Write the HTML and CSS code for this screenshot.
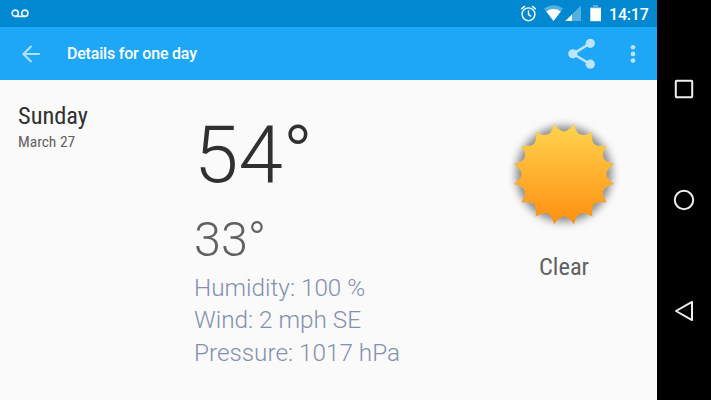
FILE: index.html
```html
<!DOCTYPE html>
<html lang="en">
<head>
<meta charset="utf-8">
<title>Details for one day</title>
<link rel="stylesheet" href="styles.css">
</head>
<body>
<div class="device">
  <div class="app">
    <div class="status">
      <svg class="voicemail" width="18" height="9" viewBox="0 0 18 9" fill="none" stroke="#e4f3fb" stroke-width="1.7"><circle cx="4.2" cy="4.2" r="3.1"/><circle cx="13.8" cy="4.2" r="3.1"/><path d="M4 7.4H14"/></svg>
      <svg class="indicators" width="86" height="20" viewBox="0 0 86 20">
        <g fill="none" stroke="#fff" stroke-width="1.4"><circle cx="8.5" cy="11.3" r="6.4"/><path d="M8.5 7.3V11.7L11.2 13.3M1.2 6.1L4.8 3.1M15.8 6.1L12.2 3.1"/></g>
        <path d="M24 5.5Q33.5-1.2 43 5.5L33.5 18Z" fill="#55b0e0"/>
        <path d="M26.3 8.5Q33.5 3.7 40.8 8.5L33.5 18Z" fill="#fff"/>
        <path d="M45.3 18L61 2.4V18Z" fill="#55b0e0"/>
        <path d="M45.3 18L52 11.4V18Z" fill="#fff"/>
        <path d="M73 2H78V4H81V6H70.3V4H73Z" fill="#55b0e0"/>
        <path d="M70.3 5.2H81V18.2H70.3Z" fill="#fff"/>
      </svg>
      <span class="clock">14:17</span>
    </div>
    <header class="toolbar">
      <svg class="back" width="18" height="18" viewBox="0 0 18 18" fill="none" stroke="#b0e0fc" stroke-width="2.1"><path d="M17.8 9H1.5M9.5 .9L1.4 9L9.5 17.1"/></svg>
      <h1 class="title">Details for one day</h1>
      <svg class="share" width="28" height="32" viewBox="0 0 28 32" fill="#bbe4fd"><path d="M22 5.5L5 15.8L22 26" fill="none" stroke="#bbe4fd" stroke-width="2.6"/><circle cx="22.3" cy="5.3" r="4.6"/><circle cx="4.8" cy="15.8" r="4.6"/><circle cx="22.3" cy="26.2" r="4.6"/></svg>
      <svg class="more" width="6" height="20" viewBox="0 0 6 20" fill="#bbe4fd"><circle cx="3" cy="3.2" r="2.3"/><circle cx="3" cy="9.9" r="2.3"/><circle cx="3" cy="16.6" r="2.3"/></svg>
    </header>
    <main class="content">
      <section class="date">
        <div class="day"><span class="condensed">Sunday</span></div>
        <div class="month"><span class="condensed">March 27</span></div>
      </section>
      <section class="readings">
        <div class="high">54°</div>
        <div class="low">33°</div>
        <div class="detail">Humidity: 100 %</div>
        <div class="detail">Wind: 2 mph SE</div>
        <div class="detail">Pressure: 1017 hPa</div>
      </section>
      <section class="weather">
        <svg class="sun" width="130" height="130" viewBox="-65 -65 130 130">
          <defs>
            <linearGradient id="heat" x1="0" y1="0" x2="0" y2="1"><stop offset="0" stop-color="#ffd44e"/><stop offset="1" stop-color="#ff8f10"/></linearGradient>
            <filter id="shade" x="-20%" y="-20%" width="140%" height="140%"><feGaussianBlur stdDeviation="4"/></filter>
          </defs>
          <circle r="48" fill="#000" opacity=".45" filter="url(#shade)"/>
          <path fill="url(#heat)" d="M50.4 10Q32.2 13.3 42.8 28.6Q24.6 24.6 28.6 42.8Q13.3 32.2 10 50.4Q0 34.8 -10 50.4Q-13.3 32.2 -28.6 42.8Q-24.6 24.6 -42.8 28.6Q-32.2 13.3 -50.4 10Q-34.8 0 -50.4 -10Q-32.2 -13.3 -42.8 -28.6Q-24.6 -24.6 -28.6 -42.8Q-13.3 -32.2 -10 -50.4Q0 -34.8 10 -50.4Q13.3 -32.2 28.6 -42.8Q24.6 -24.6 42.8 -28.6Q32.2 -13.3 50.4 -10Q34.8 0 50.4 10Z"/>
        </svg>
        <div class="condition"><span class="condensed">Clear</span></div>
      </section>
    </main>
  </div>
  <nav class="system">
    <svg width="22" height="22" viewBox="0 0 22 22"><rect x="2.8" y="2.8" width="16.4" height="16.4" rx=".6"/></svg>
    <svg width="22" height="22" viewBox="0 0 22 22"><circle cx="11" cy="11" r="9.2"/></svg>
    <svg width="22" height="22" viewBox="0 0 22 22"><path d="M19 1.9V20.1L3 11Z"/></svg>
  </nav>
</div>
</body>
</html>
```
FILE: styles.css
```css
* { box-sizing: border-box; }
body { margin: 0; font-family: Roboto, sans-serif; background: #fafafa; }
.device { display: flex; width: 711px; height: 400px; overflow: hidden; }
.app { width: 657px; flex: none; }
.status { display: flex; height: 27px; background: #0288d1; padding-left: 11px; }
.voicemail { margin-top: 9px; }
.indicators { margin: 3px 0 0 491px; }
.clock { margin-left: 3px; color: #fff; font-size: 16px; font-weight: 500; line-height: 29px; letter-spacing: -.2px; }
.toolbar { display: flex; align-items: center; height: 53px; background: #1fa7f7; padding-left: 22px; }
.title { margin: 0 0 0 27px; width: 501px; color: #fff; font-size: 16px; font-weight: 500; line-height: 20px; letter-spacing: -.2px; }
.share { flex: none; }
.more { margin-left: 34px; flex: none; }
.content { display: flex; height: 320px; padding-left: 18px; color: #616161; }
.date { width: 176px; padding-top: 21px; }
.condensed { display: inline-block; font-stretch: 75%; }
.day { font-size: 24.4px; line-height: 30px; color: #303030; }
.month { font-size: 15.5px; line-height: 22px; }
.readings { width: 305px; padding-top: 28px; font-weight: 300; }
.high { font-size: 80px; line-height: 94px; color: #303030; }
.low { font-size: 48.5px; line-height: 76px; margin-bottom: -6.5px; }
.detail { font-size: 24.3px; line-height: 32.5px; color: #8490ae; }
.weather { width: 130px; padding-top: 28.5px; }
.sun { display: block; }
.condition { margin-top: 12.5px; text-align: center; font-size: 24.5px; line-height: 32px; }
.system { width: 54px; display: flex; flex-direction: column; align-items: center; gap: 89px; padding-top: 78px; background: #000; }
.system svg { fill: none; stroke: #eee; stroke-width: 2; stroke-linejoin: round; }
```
--
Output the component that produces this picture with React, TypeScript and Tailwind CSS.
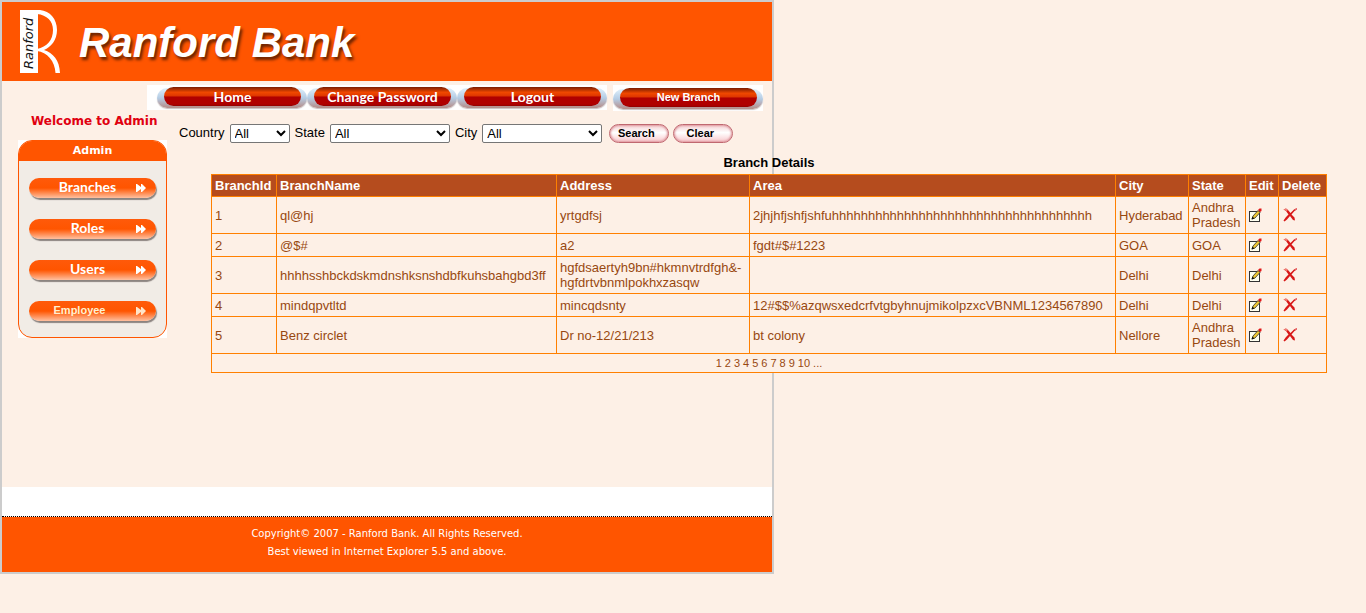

EXERCISE REQUIREMENTS — Only a number is wanted: how many lines contain "this"?

TASK OUTPUT — 2